— start of RECORDS SHOWN —

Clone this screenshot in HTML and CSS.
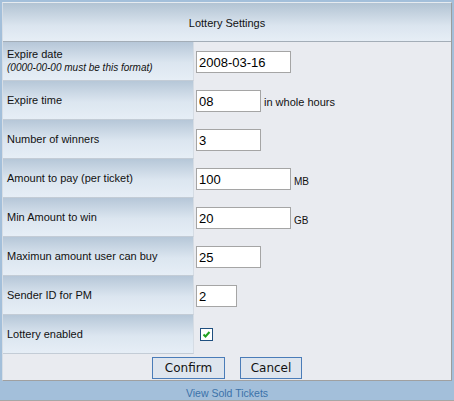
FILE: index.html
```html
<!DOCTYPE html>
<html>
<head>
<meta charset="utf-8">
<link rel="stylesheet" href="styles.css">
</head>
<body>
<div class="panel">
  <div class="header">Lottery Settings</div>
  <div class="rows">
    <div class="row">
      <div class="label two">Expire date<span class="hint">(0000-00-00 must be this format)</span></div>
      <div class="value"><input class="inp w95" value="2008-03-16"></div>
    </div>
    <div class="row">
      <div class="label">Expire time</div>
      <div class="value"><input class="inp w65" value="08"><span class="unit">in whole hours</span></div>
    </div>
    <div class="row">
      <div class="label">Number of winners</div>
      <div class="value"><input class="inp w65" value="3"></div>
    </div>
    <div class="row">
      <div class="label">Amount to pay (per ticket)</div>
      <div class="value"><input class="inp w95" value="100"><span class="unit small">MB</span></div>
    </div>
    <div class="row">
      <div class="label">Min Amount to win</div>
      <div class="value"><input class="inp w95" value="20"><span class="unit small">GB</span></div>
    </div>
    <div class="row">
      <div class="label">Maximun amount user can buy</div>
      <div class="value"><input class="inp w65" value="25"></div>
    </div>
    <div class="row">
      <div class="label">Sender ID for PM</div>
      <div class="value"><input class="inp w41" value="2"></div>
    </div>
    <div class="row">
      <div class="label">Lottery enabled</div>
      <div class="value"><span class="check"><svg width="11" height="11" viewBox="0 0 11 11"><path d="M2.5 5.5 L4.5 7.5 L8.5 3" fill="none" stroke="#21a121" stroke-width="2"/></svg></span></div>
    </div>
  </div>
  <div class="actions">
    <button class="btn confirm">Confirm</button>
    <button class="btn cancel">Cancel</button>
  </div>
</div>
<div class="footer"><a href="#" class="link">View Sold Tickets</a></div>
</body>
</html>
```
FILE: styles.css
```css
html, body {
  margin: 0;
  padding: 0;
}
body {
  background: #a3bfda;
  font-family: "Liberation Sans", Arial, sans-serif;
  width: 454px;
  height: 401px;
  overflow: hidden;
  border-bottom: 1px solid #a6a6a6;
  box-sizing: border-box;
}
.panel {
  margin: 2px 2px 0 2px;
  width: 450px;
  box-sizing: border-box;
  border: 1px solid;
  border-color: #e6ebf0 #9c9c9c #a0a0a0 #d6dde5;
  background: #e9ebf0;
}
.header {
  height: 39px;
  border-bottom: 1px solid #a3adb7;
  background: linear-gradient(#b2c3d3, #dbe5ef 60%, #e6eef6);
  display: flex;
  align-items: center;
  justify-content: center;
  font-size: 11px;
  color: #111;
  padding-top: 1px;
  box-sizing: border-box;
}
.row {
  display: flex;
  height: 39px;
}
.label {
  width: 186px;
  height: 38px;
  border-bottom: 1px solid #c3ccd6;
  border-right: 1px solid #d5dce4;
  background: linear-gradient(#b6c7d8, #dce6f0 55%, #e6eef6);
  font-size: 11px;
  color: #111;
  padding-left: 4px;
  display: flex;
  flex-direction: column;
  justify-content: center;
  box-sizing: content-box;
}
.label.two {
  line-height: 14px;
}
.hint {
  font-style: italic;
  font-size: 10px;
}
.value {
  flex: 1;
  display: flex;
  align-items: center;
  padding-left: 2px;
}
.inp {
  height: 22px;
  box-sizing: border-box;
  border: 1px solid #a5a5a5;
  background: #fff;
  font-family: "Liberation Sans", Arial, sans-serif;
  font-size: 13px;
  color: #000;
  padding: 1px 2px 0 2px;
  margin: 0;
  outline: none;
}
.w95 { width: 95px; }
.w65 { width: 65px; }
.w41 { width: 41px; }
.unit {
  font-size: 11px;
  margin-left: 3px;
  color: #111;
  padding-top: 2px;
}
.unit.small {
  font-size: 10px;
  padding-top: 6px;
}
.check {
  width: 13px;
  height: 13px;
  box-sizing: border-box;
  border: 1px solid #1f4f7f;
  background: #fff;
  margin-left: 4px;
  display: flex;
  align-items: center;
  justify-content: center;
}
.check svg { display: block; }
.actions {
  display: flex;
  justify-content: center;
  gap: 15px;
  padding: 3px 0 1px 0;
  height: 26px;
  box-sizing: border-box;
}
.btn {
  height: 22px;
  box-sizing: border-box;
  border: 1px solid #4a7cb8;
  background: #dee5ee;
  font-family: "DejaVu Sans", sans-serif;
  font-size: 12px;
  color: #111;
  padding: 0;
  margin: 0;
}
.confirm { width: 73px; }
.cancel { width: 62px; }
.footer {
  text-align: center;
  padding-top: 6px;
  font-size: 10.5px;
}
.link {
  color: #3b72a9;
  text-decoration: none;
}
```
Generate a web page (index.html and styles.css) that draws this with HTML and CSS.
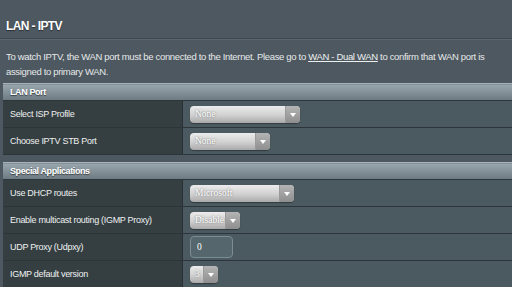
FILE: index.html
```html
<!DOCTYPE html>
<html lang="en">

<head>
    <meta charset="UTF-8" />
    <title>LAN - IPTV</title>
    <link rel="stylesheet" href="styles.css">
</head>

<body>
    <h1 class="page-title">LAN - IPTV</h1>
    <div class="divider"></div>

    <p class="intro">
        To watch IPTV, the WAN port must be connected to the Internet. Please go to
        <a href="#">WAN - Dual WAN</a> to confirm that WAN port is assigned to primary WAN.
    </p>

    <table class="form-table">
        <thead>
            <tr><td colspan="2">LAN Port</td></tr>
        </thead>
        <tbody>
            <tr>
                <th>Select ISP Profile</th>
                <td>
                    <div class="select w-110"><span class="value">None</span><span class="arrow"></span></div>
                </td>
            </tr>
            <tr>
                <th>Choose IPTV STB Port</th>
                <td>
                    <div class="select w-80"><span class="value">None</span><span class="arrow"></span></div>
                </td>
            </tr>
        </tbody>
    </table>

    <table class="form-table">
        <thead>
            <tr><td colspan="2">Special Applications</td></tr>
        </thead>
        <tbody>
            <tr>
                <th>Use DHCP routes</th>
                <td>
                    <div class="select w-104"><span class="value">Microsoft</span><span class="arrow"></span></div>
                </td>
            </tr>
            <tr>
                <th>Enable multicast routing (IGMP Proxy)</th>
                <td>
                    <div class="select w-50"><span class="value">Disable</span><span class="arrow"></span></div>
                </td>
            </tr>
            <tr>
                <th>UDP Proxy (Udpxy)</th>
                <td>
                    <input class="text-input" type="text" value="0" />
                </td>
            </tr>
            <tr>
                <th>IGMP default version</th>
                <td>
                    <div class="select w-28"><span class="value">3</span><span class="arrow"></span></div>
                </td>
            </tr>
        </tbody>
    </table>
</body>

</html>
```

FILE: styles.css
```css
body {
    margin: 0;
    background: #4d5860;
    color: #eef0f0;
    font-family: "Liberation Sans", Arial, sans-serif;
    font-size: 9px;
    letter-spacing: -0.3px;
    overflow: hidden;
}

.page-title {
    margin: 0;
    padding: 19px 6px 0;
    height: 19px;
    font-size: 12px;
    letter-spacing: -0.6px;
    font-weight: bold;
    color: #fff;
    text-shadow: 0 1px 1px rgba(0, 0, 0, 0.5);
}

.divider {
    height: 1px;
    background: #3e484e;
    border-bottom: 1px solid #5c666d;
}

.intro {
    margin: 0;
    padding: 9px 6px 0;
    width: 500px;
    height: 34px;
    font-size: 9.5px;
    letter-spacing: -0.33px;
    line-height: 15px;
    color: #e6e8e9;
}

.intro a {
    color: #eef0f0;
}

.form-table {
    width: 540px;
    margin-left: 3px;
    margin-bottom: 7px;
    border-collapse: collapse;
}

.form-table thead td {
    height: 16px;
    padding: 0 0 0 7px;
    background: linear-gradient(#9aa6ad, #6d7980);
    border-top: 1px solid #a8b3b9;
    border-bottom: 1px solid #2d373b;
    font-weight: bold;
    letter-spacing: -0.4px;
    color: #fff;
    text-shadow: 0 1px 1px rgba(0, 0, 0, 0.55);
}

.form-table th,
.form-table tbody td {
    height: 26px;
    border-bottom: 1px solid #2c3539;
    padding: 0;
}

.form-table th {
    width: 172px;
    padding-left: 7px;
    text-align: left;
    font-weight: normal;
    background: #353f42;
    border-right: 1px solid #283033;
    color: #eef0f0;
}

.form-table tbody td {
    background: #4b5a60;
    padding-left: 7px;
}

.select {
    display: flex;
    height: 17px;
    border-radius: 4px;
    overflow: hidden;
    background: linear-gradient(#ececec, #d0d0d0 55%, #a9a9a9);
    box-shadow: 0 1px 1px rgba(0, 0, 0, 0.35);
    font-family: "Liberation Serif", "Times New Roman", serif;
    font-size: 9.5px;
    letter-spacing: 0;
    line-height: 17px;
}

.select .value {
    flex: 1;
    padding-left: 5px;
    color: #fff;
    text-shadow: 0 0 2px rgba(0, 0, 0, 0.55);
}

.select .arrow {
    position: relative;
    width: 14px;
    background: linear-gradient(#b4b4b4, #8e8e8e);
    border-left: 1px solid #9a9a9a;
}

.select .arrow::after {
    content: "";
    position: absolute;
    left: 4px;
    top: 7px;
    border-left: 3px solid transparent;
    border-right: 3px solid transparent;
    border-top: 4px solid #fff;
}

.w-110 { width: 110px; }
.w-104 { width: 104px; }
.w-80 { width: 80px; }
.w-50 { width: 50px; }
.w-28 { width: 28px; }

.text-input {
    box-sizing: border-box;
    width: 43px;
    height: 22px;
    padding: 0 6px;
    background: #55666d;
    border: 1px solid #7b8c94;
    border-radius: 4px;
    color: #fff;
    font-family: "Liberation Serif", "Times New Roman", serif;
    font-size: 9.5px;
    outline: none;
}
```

— end of RECORDS SHOWN —

• DESCRIPTION OF THE TASK
Only the number is wanted: how many lines of the material above include the word "page"?

• SOLUTION
3